* **Task statement**
All of the lines below are to be printed again exactly; images are excluded from the output.

* **Stored data**
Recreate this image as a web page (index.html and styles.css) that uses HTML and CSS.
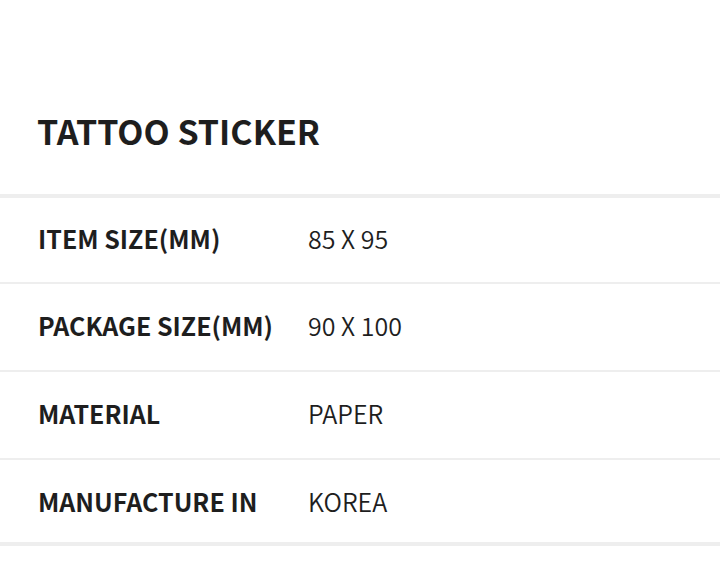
FILE: index.html
```html
<!DOCTYPE html>
<html lang="en">
  <head>
    <meta charset="UTF-8" />
    <meta name="viewport" content="width=device-width, initial-scale=1.0" />
    <title>Tattoo Sticker</title>
    <link rel="stylesheet" href="styles.css">
  </head>
  <body>
    <div class="product-info">
      <div class="header">
        <h1>TATTOO STICKER</h1>
      </div>

      <div class="spec-table">
        <div class="spec-row">
          <div class="spec-label">ITEM SIZE(MM)</div>
          <div class="spec-value">85 X 95</div>
        </div>
        <div class="spec-row">
          <div class="spec-label">PACKAGE SIZE(MM)</div>
          <div class="spec-value">90 X 100</div>
        </div>
        <div class="spec-row">
          <div class="spec-label">MATERIAL</div>
          <div class="spec-value">PAPER</div>
        </div>
        <div class="spec-row last">
          <div class="spec-label">MANUFACTURE IN</div>
          <div class="spec-value">KOREA</div>
        </div>
      </div>
    </div>
  </body>
</html>
```

FILE: styles.css
```css
body {
  font-family: "Noto Sans CJK KR", "Noto Sans", sans-serif;
  margin: 0;
  padding: 0;
  background-color: #fff;
  color: #1e1e1e;
}
.product-info {
  padding-top: 100px;
}
.header {
  padding: 0 37px;
  height: 94px;
}
.header h1 {
  margin: 0;
  font-size: 34px;
  font-weight: 700;
  line-height: 62px;
}
.spec-table {
  border-top: 4px solid #eee;
  border-bottom: 4px solid #eee;
}
.spec-row {
  display: flex;
  align-items: center;
  box-sizing: border-box;
  height: 88px;
  padding-bottom: 4px;
  border-bottom: 2px solid #eee;
}
.spec-row:first-child {
  height: 86px;
  padding-bottom: 5px;
}
.spec-row.last {
  height: 82px;
  padding-bottom: 0;
  border-bottom: none;
}
.spec-label {
  width: 270px;
  padding-left: 38px;
  font-size: 25px;
  font-weight: 700;
}
.spec-value {
  font-size: 25px;
  font-weight: 350;
}
```
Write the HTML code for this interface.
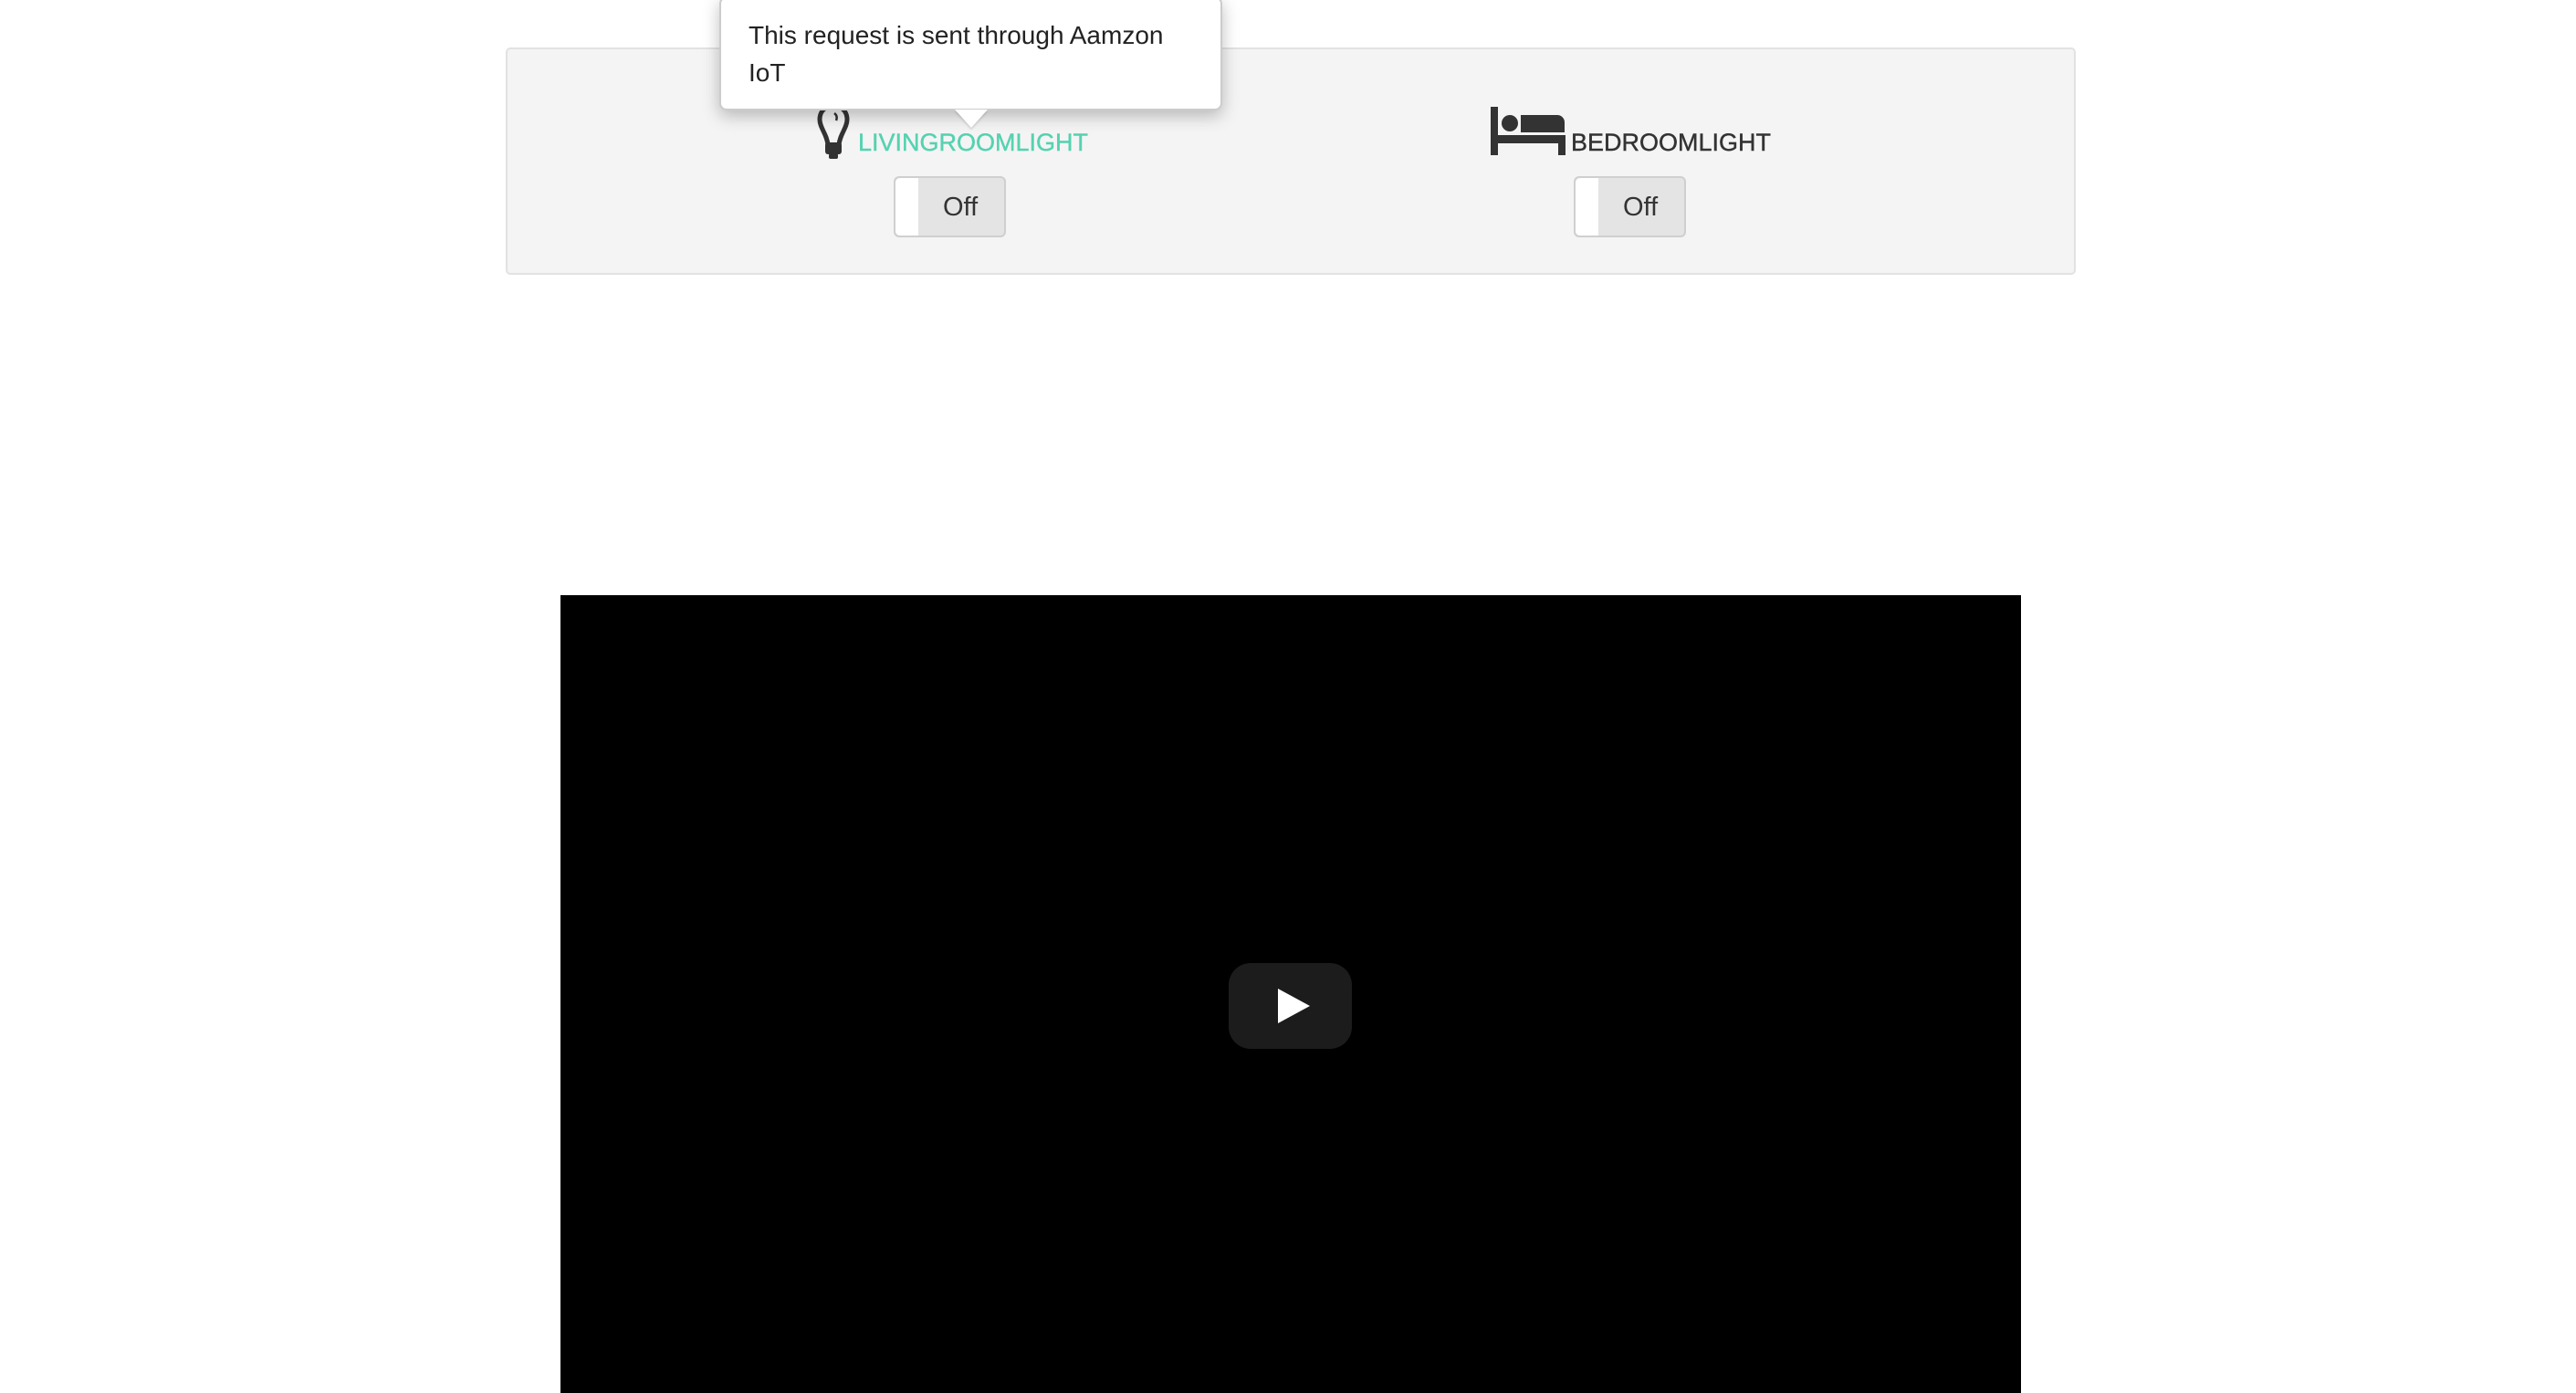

* **Answer to the problem**
Recreate this image as a web page (index.html and styles.css) that uses HTML and CSS.
FILE: index.html
```html
<!DOCTYPE html>
<html lang="en">
  <head>
    <meta charset="UTF-8" />
    <meta name="viewport" content="width=device-width, initial-scale=1.0" />
    <title>Tattoo Sticker</title>
    <link rel="stylesheet" href="styles.css">
  </head>
  <body>
    <div class="product-info">
      <div class="header">
        <h1>TATTOO STICKER</h1>
      </div>

      <div class="spec-table">
        <div class="spec-row">
          <div class="spec-label">ITEM SIZE(MM)</div>
          <div class="spec-value">85 X 95</div>
        </div>
        <div class="spec-row">
          <div class="spec-label">PACKAGE SIZE(MM)</div>
          <div class="spec-value">90 X 100</div>
        </div>
        <div class="spec-row">
          <div class="spec-label">MATERIAL</div>
          <div class="spec-value">PAPER</div>
        </div>
        <div class="spec-row last">
          <div class="spec-label">MANUFACTURE IN</div>
          <div class="spec-value">KOREA</div>
        </div>
      </div>
    </div>
  </body>
</html>
```

FILE: styles.css
```css
body {
  font-family: "Noto Sans CJK KR", "Noto Sans", sans-serif;
  margin: 0;
  padding: 0;
  background-color: #fff;
  color: #1e1e1e;
}
.product-info {
  padding-top: 100px;
}
.header {
  padding: 0 37px;
  height: 94px;
}
.header h1 {
  margin: 0;
  font-size: 34px;
  font-weight: 700;
  line-height: 62px;
}
.spec-table {
  border-top: 4px solid #eee;
  border-bottom: 4px solid #eee;
}
.spec-row {
  display: flex;
  align-items: center;
  box-sizing: border-box;
  height: 88px;
  padding-bottom: 4px;
  border-bottom: 2px solid #eee;
}
.spec-row:first-child {
  height: 86px;
  padding-bottom: 5px;
}
.spec-row.last {
  height: 82px;
  padding-bottom: 0;
  border-bottom: none;
}
.spec-label {
  width: 270px;
  padding-left: 38px;
  font-size: 25px;
  font-weight: 700;
}
.spec-value {
  font-size: 25px;
  font-weight: 350;
}
```
Write the HTML code for this interface.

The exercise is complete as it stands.